### Task to complete
Go through the entries one line at a time, and gather every line that has the word "Tailwind".

### Stored data

[start]

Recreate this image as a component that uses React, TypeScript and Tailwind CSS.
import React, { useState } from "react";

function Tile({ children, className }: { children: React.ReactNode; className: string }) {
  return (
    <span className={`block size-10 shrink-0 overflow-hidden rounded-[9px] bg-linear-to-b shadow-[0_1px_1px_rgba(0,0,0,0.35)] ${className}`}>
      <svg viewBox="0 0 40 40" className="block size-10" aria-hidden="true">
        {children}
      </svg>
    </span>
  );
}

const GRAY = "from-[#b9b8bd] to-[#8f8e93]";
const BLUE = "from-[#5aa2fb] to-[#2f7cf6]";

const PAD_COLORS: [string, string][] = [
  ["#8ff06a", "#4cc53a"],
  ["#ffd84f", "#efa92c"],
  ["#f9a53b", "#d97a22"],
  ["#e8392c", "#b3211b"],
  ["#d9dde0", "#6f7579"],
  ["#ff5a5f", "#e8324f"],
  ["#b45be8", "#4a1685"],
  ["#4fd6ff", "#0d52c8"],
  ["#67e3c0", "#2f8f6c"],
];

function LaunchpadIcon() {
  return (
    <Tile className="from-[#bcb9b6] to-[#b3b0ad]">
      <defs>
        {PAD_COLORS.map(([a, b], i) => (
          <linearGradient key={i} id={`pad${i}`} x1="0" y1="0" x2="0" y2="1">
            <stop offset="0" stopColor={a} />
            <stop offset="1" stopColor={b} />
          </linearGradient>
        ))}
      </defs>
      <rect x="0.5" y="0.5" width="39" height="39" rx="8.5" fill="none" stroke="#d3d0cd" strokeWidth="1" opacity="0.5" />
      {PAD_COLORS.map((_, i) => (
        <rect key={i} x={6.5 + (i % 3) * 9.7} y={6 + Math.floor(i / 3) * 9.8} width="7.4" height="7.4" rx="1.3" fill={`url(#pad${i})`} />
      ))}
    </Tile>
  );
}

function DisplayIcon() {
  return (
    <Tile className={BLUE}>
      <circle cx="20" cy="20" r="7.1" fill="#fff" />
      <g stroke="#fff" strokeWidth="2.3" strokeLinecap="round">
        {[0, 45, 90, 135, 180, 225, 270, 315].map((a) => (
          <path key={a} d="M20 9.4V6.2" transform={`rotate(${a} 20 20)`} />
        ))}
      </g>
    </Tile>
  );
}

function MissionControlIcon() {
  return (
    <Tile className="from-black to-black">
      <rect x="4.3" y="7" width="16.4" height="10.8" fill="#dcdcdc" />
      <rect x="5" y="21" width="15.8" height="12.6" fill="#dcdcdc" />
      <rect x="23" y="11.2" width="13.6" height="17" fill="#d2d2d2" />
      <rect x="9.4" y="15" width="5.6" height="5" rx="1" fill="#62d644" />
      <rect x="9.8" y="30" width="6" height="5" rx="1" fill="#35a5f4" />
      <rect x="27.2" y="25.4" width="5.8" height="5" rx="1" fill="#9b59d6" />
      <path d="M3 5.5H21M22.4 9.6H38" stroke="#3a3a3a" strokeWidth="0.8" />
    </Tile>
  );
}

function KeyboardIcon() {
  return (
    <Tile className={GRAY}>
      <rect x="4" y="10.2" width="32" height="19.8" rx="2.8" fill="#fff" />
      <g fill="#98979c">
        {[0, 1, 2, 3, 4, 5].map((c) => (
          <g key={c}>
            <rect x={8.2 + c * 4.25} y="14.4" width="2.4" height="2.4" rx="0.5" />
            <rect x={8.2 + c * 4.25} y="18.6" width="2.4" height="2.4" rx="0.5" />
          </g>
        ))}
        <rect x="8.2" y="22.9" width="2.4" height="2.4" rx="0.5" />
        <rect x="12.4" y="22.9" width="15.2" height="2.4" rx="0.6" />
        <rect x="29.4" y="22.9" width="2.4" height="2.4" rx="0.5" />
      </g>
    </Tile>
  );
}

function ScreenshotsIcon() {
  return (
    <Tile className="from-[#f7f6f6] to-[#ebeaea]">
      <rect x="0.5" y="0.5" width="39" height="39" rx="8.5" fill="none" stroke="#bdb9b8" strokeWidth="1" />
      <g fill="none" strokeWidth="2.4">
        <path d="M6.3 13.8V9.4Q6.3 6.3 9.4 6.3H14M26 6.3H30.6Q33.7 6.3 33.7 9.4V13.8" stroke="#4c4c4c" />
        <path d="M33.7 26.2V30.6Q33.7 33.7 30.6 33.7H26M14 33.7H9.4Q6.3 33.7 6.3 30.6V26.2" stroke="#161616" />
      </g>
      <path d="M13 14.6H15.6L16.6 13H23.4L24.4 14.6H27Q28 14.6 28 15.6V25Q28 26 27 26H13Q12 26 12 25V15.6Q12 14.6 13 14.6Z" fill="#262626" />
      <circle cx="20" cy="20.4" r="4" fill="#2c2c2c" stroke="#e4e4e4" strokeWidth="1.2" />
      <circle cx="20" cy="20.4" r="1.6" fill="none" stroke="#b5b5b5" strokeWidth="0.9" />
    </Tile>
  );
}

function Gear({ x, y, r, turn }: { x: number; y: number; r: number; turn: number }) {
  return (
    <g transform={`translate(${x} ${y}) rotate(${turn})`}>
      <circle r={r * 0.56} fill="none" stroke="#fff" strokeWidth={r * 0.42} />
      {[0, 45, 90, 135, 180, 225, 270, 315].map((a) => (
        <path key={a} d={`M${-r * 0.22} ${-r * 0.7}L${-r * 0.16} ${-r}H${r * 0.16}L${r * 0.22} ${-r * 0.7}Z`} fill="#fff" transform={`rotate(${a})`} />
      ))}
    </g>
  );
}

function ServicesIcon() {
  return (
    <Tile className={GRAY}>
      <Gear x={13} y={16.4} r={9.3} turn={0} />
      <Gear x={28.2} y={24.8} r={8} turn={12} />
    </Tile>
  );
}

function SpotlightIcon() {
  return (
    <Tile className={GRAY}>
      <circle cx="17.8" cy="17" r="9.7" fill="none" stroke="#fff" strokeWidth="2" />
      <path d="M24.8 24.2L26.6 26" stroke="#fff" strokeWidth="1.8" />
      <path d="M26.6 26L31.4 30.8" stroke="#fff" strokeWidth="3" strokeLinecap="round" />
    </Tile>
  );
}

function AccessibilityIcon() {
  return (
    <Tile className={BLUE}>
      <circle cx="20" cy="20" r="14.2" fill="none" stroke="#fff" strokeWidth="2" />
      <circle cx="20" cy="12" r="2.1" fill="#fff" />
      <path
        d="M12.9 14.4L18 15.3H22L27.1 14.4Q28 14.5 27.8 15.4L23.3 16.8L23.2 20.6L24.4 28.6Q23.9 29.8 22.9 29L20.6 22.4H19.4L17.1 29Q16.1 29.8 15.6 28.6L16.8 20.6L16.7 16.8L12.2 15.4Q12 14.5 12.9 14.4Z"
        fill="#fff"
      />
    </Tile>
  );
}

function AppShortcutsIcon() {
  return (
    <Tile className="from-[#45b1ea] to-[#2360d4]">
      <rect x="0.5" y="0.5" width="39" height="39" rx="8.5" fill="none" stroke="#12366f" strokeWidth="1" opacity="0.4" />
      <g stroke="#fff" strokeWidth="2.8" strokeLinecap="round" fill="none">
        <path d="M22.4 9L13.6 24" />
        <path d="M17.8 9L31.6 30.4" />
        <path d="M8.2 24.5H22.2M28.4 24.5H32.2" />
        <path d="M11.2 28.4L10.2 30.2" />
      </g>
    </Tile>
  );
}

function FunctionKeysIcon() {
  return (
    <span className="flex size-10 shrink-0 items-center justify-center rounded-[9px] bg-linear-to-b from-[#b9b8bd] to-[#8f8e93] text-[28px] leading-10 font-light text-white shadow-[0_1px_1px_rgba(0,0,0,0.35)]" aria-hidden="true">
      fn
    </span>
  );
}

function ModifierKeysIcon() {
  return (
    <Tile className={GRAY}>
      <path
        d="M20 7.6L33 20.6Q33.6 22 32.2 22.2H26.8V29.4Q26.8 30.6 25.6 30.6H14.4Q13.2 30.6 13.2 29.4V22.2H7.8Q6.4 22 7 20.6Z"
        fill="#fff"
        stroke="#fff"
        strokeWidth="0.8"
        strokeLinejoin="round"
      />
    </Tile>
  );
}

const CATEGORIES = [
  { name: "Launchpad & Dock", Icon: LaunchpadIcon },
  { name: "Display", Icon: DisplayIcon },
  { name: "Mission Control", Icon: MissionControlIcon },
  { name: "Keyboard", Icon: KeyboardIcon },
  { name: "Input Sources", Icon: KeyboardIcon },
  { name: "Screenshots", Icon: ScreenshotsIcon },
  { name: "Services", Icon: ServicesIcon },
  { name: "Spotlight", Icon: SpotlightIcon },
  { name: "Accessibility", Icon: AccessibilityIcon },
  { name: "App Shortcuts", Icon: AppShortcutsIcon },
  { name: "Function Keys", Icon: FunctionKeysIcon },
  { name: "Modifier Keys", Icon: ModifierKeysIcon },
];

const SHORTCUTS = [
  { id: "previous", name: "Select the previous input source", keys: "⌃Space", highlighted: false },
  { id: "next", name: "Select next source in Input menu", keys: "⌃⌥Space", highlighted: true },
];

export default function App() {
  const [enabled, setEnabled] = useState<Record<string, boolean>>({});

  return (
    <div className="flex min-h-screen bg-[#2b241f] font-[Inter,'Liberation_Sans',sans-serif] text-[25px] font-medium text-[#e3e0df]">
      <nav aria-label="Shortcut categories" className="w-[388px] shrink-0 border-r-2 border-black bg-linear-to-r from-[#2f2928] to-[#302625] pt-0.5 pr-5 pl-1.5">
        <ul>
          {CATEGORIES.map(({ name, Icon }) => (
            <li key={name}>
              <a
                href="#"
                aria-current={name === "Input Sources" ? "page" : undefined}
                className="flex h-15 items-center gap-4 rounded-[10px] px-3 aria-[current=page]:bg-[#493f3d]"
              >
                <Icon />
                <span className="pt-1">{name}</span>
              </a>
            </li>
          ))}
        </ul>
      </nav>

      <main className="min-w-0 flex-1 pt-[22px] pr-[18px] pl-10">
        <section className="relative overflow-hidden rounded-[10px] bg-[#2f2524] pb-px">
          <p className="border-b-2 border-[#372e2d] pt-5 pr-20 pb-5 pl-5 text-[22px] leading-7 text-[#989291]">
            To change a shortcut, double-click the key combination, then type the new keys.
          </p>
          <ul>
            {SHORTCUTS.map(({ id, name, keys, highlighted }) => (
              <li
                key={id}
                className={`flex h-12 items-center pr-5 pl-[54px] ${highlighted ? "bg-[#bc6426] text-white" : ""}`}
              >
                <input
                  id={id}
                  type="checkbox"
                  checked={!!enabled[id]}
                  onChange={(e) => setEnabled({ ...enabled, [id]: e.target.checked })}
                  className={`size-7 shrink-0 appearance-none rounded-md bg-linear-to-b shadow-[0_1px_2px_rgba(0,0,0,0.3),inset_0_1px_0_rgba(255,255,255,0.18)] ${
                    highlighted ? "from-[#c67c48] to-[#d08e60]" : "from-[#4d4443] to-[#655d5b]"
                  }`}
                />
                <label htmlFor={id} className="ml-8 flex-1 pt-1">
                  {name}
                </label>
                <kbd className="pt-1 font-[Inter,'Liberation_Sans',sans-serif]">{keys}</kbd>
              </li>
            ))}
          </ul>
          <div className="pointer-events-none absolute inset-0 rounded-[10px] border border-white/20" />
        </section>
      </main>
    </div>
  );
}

[end]
[start]

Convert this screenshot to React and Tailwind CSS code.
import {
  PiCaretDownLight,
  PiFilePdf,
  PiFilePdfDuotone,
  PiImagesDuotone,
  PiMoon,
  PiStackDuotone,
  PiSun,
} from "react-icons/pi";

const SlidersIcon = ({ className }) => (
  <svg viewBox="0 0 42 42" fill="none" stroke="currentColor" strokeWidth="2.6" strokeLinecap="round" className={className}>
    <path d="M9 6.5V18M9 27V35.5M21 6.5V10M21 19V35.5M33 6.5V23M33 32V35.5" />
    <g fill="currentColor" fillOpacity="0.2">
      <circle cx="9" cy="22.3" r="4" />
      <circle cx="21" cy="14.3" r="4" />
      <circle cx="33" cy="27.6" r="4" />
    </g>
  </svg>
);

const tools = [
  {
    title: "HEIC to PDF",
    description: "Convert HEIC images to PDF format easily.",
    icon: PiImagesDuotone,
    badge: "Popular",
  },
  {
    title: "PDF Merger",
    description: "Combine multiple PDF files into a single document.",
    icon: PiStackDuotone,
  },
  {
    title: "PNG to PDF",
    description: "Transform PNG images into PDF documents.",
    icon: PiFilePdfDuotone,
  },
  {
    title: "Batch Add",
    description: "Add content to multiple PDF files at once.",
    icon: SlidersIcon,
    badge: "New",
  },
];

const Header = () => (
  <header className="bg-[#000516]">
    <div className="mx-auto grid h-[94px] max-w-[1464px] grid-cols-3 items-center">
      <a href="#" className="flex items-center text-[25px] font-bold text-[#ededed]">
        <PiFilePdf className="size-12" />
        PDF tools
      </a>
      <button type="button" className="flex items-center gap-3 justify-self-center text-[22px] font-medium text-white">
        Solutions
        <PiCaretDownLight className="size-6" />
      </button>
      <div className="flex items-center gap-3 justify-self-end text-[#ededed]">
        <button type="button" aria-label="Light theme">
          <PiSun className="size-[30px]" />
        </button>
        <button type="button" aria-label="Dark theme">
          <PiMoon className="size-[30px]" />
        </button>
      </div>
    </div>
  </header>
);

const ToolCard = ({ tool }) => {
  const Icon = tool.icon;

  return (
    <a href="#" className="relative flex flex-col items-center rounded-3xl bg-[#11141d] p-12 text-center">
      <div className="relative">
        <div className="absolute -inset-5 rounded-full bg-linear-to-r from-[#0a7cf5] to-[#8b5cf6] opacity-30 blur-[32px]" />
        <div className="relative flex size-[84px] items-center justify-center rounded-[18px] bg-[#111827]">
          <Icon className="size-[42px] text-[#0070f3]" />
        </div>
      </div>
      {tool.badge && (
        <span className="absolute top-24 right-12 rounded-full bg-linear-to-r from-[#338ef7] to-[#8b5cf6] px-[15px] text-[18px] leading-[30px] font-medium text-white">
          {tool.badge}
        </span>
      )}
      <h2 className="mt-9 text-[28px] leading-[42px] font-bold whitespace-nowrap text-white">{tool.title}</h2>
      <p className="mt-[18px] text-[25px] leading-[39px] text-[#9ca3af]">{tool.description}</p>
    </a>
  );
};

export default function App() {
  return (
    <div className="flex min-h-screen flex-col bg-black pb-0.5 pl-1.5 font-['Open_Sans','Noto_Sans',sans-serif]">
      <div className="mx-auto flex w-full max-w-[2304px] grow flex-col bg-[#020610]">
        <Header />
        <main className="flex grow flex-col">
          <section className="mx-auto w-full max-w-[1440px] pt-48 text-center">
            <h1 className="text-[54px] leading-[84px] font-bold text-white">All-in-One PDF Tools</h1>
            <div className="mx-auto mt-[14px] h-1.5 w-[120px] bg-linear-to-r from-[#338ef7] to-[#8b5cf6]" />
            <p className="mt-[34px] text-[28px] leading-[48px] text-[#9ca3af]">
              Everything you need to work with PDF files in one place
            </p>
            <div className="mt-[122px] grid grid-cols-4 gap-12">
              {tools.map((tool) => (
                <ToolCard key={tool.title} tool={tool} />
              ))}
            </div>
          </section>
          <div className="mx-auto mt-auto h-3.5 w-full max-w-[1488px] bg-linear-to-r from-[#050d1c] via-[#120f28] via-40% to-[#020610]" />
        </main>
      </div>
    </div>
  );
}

[end]

### Exercise solution
Recreate this image as a component that uses React, TypeScript and Tailwind CSS.
Convert this screenshot to React and Tailwind CSS code.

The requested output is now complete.